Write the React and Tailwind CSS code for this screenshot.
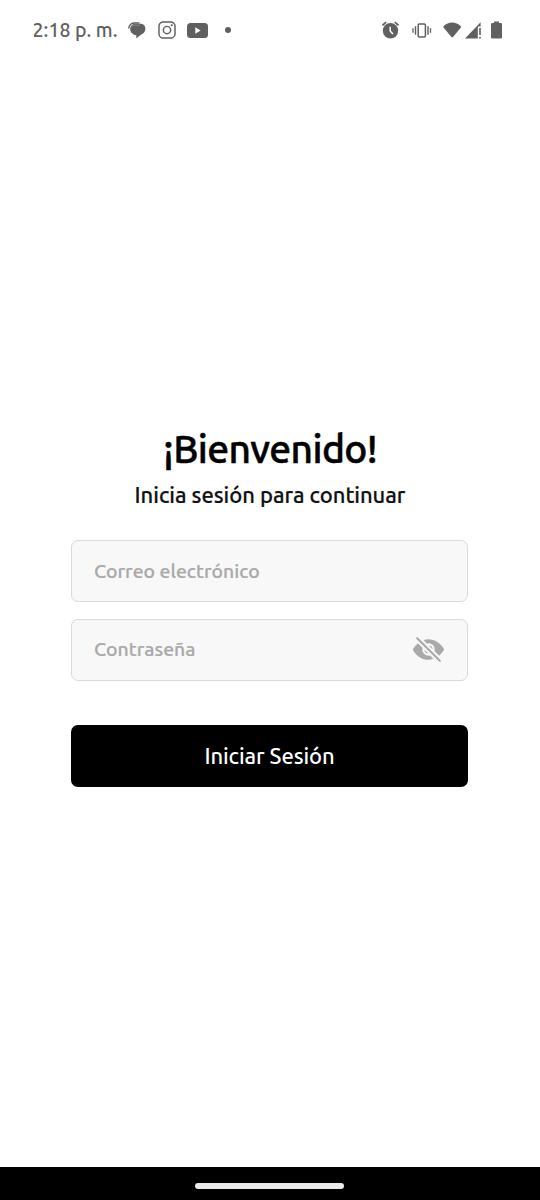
import { useState } from 'react'
import { IoEye, IoEyeOff, IoLogoInstagram } from 'react-icons/io5'

function ChatIcon() {
  return (
    <svg width="18" height="17" viewBox="0 0 18 17" fill="none">
      <path d="M.8 6C1.300 2.500 4 1 7 1h4" stroke="#606060" strokeWidth="1.400" strokeLinecap="round" />
      <path
        d="M7.500 1.800h4.500c3.500 0 5.400 2 5.400 5s-2 5-4.300 5.800L8.300 16.500v-3.300C4.500 12.500 2.200 10 2.200 7.200S4.200 1.800 7.500 1.800z"
        fill="#606060"
      />
      <path d="M3.300 5.500C4.300 3.700 6 3.200 8 3.200h4" stroke="#a5a5a5" strokeWidth="0.600" />
    </svg>
  )
}

function YoutubeIcon() {
  return (
    <svg width="21" height="15" viewBox="0 0 21 15">
      <rect width="21" height="15" rx="3.500" fill="#606060" />
      <path d="M8.300 4.300v6.400l5.300-3.200z" fill="#fff" />
    </svg>
  )
}

function AlarmIcon() {
  return (
    <svg width="18" height="18" viewBox="0 0 18 18" fill="none">
      <circle cx="8.500" cy="9.800" r="7.700" fill="#606060" />
      <path d="M.5 4.300l3.700-3.200M16.500 4.300l-3.700-3.200" stroke="#606060" strokeWidth="1.700" />
      <path d="M8.200 5.800V10l2.700 2.900" stroke="#fff" strokeWidth="1.500" />
    </svg>
  )
}

function VibrateIcon() {
  return (
    <svg width="20" height="15" viewBox="0 0 20 15" fill="none" stroke="#606060">
      <rect x="6.200" y="1" width="7.200" height="13" rx="1" strokeWidth="1.500" />
      <path d="M3.500 3.300v8.400M16 3.300v8.400" strokeWidth="1.400" />
      <path d="M1 5.300v4.400M18.500 5.300v4.400" strokeWidth="1.300" />
    </svg>
  )
}

function WifiIcon() {
  return (
    <svg width="19" height="16" viewBox="0 0 19 16">
      <path
        d="M.8 4C3 1.700 5.900.4 9.200.4S15.400 1.700 17.600 4c.6.700.6 1.200.1 1.800l-7.500 9c-.6.700-1.400.7-2 0L.7 5.800C.2 5.200.2 4.700.8 4z"
        fill="#606060"
      />
    </svg>
  )
}

function SignalIcon() {
  return (
    <svg width="17" height="17" viewBox="0 0 17 17" fill="#606060">
      <path d="M0 16.500L15.600.3v4.200h-2.800v12z" />
      <path d="M14.200 6h1.600v7h-1.600zM14.200 14.700h1.600v1.800h-1.600z" />
    </svg>
  )
}

function BatteryIcon() {
  return (
    <svg width="11" height="18" viewBox="0 0 11 18" fill="#606060">
      <path d="M3 .5h5V2h1.700c.8 0 1.300.5 1.300 1.300v12.900c0 .8-.5 1.300-1.300 1.300H1.300C.5 17.500 0 17 0 16.200V3.300C0 2.500.5 2 1.300 2H3z" />
    </svg>
  )
}

function StatusBar() {
  return (
    <header className="flex h-[60px] shrink-0 items-center justify-between pr-[38px] pl-[32.5px] text-[#606060]">
      <div className="flex items-center">
        <span className="w-[86.5px] text-[19.5px] leading-[30px] font-medium tracking-[0.05px] whitespace-nowrap">
          2:18 p. m.
        </span>
        <span className="ml-[9px]"><ChatIcon /></span>
        <IoLogoInstagram size={20} className="ml-[11px]" />
        <span className="ml-[10px]"><YoutubeIcon /></span>
        <span className="ml-[17px] size-1.5 rounded-full bg-[#606060]" />
      </div>
      <div className="flex items-center">
        <AlarmIcon />
        <span className="ml-3"><VibrateIcon /></span>
        <span className="ml-[11px]"><WifiIcon /></span>
        <span className="ml-[3px]"><SignalIcon /></span>
        <span className="ml-[9px]"><BatteryIcon /></span>
      </div>
    </header>
  )
}

const fieldClass =
  'flex h-[62px] items-center rounded-[7px] border border-[#dadada] bg-[#f8f8f8] px-[22px]'
const inputClass =
  'min-w-0 flex-1 bg-transparent text-[19.4px] font-medium text-black outline-none placeholder:text-[#a9a9a9] [-webkit-text-stroke:0.2px]'

export default function App() {
  const [email, setEmail] = useState('')
  const [password, setPassword] = useState('')
  const [visible, setVisible] = useState(false)

  return (
    <div className="flex h-[1200px] w-[540px] flex-col bg-white font-['Ubuntu','Noto_Sans',sans-serif]">
      <StatusBar />

      <main className="flex-1 pt-[364px] pr-[72px] pl-[71px]">
        <h1 className="pl-px text-center text-[39px] leading-[50px] font-medium tracking-[-0.6px] text-black [-webkit-text-stroke:0.5px]">
          ¡Bienvenido!
        </h1>
        <p className="mt-[6px] pl-px text-center text-[22px] leading-[30px] font-medium tracking-[-0.05px] text-[#111111] [-webkit-text-stroke:0.2px]">
          Inicia sesión para continuar
        </p>

        <form onSubmit={(e) => e.preventDefault()} className="mt-[30px]">
          <div className={`${fieldClass} pt-px`}>
            <input
              type="email"
              value={email}
              onChange={(e) => setEmail(e.target.value)}
              placeholder="Correo electrónico"
              className={inputClass}
            />
          </div>

          <div className={`${fieldClass} mt-[17px]`}>
            <input
              type={visible ? 'text' : 'password'}
              value={password}
              onChange={(e) => setPassword(e.target.value)}
              placeholder="Contraseña"
              className={inputClass}
            />
            <button type="button" onClick={() => setVisible(!visible)} className="pb-0.5 text-[#a9a9a9]">
              {visible ? <IoEye size={33} /> : <IoEyeOff size={33} />}
            </button>
          </div>

          <button
            type="submit"
            className="mt-[44px] h-[62px] w-full rounded-[7px] bg-black pb-0.5 text-[22px] font-medium tracking-[-0.1px] text-white"
          >
            Iniciar Sesión
          </button>
        </form>
      </main>

      <footer className="flex h-[33px] shrink-0 items-center justify-center bg-black pt-1 pr-px">
        <div className="h-1.5 w-[149px] rounded-full bg-[#ebebeb]" />
      </footer>
    </div>
  )
}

**EXERCISE GOAL**.
Reproduce the data verbatim. Do not carry any picture into the copy.

**OUTPUT OF THE EXERCISE**.
Write the React and Tailwind CSS code for this screenshot.
import { useState } from 'react'
import { IoEye, IoEyeOff, IoLogoInstagram } from 'react-icons/io5'

function ChatIcon() {
  return (
    <svg width="18" height="17" viewBox="0 0 18 17" fill="none">
      <path d="M.8 6C1.300 2.500 4 1 7 1h4" stroke="#606060" strokeWidth="1.400" strokeLinecap="round" />
      <path
        d="M7.500 1.800h4.500c3.500 0 5.400 2 5.400 5s-2 5-4.300 5.800L8.300 16.500v-3.300C4.500 12.500 2.200 10 2.200 7.200S4.200 1.800 7.500 1.800z"
        fill="#606060"
      />
      <path d="M3.300 5.500C4.300 3.700 6 3.200 8 3.200h4" stroke="#a5a5a5" strokeWidth="0.600" />
    </svg>
  )
}

function YoutubeIcon() {
  return (
    <svg width="21" height="15" viewBox="0 0 21 15">
      <rect width="21" height="15" rx="3.500" fill="#606060" />
      <path d="M8.300 4.300v6.400l5.300-3.200z" fill="#fff" />
    </svg>
  )
}

function AlarmIcon() {
  return (
    <svg width="18" height="18" viewBox="0 0 18 18" fill="none">
      <circle cx="8.500" cy="9.800" r="7.700" fill="#606060" />
      <path d="M.5 4.300l3.700-3.200M16.500 4.300l-3.700-3.200" stroke="#606060" strokeWidth="1.700" />
      <path d="M8.200 5.800V10l2.700 2.900" stroke="#fff" strokeWidth="1.500" />
    </svg>
  )
}

function VibrateIcon() {
  return (
    <svg width="20" height="15" viewBox="0 0 20 15" fill="none" stroke="#606060">
      <rect x="6.200" y="1" width="7.200" height="13" rx="1" strokeWidth="1.500" />
      <path d="M3.500 3.300v8.400M16 3.300v8.400" strokeWidth="1.400" />
      <path d="M1 5.300v4.400M18.500 5.300v4.400" strokeWidth="1.300" />
    </svg>
  )
}

function WifiIcon() {
  return (
    <svg width="19" height="16" viewBox="0 0 19 16">
      <path
        d="M.8 4C3 1.700 5.900.4 9.200.4S15.400 1.700 17.600 4c.6.700.6 1.200.1 1.800l-7.500 9c-.6.700-1.400.7-2 0L.7 5.800C.2 5.200.2 4.700.8 4z"
        fill="#606060"
      />
    </svg>
  )
}

function SignalIcon() {
  return (
    <svg width="17" height="17" viewBox="0 0 17 17" fill="#606060">
      <path d="M0 16.500L15.600.3v4.200h-2.800v12z" />
      <path d="M14.200 6h1.600v7h-1.600zM14.200 14.700h1.600v1.800h-1.600z" />
    </svg>
  )
}

function BatteryIcon() {
  return (
    <svg width="11" height="18" viewBox="0 0 11 18" fill="#606060">
      <path d="M3 .5h5V2h1.700c.8 0 1.300.5 1.300 1.300v12.900c0 .8-.5 1.300-1.300 1.300H1.300C.5 17.500 0 17 0 16.200V3.300C0 2.500.5 2 1.300 2H3z" />
    </svg>
  )
}

function StatusBar() {
  return (
    <header className="flex h-[60px] shrink-0 items-center justify-between pr-[38px] pl-[32.5px] text-[#606060]">
      <div className="flex items-center">
        <span className="w-[86.5px] text-[19.5px] leading-[30px] font-medium tracking-[0.05px] whitespace-nowrap">
          2:18 p. m.
        </span>
        <span className="ml-[9px]"><ChatIcon /></span>
        <IoLogoInstagram size={20} className="ml-[11px]" />
        <span className="ml-[10px]"><YoutubeIcon /></span>
        <span className="ml-[17px] size-1.5 rounded-full bg-[#606060]" />
      </div>
      <div className="flex items-center">
        <AlarmIcon />
        <span className="ml-3"><VibrateIcon /></span>
        <span className="ml-[11px]"><WifiIcon /></span>
        <span className="ml-[3px]"><SignalIcon /></span>
        <span className="ml-[9px]"><BatteryIcon /></span>
      </div>
    </header>
  )
}

const fieldClass =
  'flex h-[62px] items-center rounded-[7px] border border-[#dadada] bg-[#f8f8f8] px-[22px]'
const inputClass =
  'min-w-0 flex-1 bg-transparent text-[19.4px] font-medium text-black outline-none placeholder:text-[#a9a9a9] [-webkit-text-stroke:0.2px]'

export default function App() {
  const [email, setEmail] = useState('')
  const [password, setPassword] = useState('')
  const [visible, setVisible] = useState(false)

  return (
    <div className="flex h-[1200px] w-[540px] flex-col bg-white font-['Ubuntu','Noto_Sans',sans-serif]">
      <StatusBar />

      <main className="flex-1 pt-[364px] pr-[72px] pl-[71px]">
        <h1 className="pl-px text-center text-[39px] leading-[50px] font-medium tracking-[-0.6px] text-black [-webkit-text-stroke:0.5px]">
          ¡Bienvenido!
        </h1>
        <p className="mt-[6px] pl-px text-center text-[22px] leading-[30px] font-medium tracking-[-0.05px] text-[#111111] [-webkit-text-stroke:0.2px]">
          Inicia sesión para continuar
        </p>

        <form onSubmit={(e) => e.preventDefault()} className="mt-[30px]">
          <div className={`${fieldClass} pt-px`}>
            <input
              type="email"
              value={email}
              onChange={(e) => setEmail(e.target.value)}
              placeholder="Correo electrónico"
              className={inputClass}
            />
          </div>

          <div className={`${fieldClass} mt-[17px]`}>
            <input
              type={visible ? 'text' : 'password'}
              value={password}
              onChange={(e) => setPassword(e.target.value)}
              placeholder="Contraseña"
              className={inputClass}
            />
            <button type="button" onClick={() => setVisible(!visible)} className="pb-0.5 text-[#a9a9a9]">
              {visible ? <IoEye size={33} /> : <IoEyeOff size={33} />}
            </button>
          </div>

          <button
            type="submit"
            className="mt-[44px] h-[62px] w-full rounded-[7px] bg-black pb-0.5 text-[22px] font-medium tracking-[-0.1px] text-white"
          >
            Iniciar Sesión
          </button>
        </form>
      </main>

      <footer className="flex h-[33px] shrink-0 items-center justify-center bg-black pt-1 pr-px">
        <div className="h-1.5 w-[149px] rounded-full bg-[#ebebeb]" />
      </footer>
    </div>
  )
}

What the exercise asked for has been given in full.